▶ [Requirement]: Gather, from the listing beneath this task, every line holding the string "React".

▶ [Given entries]:
•••••

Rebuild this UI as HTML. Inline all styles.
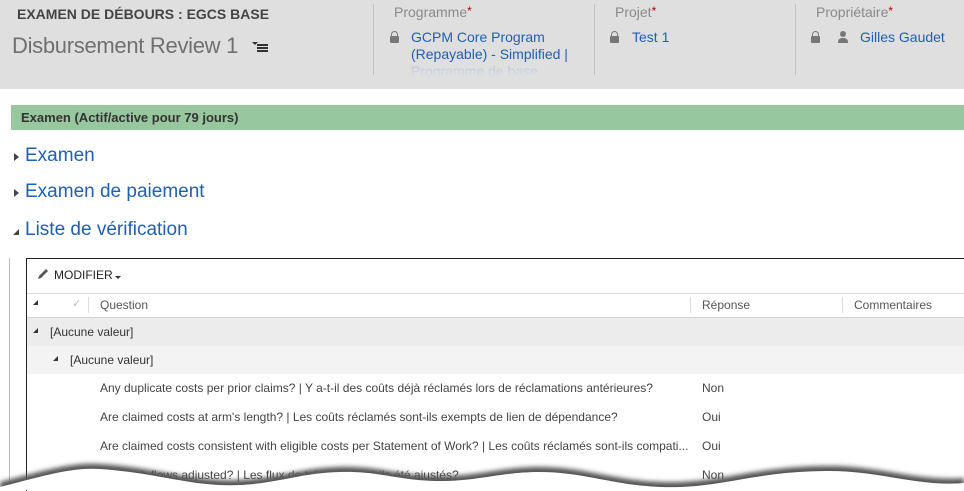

•••••

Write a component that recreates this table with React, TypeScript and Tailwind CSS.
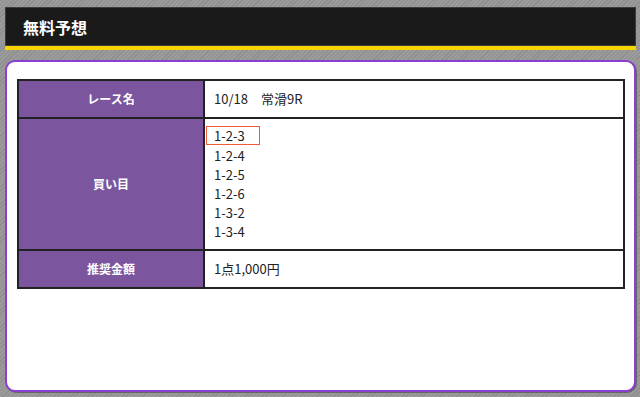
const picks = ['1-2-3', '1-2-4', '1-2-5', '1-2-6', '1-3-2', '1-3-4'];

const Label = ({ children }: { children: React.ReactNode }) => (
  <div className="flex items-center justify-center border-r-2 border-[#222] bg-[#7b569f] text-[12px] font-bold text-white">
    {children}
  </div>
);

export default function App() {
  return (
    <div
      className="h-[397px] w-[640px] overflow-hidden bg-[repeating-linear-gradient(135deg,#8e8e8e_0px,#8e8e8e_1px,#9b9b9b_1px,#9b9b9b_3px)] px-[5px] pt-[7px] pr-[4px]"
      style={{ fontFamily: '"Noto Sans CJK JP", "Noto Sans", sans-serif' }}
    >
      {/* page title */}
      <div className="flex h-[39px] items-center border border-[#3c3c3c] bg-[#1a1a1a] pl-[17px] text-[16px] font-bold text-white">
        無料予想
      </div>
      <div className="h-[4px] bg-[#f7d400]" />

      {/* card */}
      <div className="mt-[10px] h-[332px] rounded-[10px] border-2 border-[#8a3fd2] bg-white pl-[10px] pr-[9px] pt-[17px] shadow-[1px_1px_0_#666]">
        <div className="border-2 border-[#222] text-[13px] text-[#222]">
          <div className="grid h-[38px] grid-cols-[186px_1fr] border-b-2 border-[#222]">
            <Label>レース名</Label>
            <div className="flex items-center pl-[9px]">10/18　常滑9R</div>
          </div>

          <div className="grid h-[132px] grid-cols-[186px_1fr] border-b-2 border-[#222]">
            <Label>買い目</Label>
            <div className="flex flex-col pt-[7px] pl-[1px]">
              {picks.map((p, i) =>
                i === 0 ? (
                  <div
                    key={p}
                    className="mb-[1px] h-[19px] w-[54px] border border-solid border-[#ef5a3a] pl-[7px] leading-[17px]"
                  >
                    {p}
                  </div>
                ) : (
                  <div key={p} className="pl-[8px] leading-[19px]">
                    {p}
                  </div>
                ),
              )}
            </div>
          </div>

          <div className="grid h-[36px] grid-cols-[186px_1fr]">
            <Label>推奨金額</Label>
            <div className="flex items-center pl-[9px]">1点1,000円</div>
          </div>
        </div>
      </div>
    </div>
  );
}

•••••

▶ [Completed exercise]:
Write a component that recreates this table with React, TypeScript and Tailwind CSS.
const Label = ({ children }: { children: React.ReactNode }) => (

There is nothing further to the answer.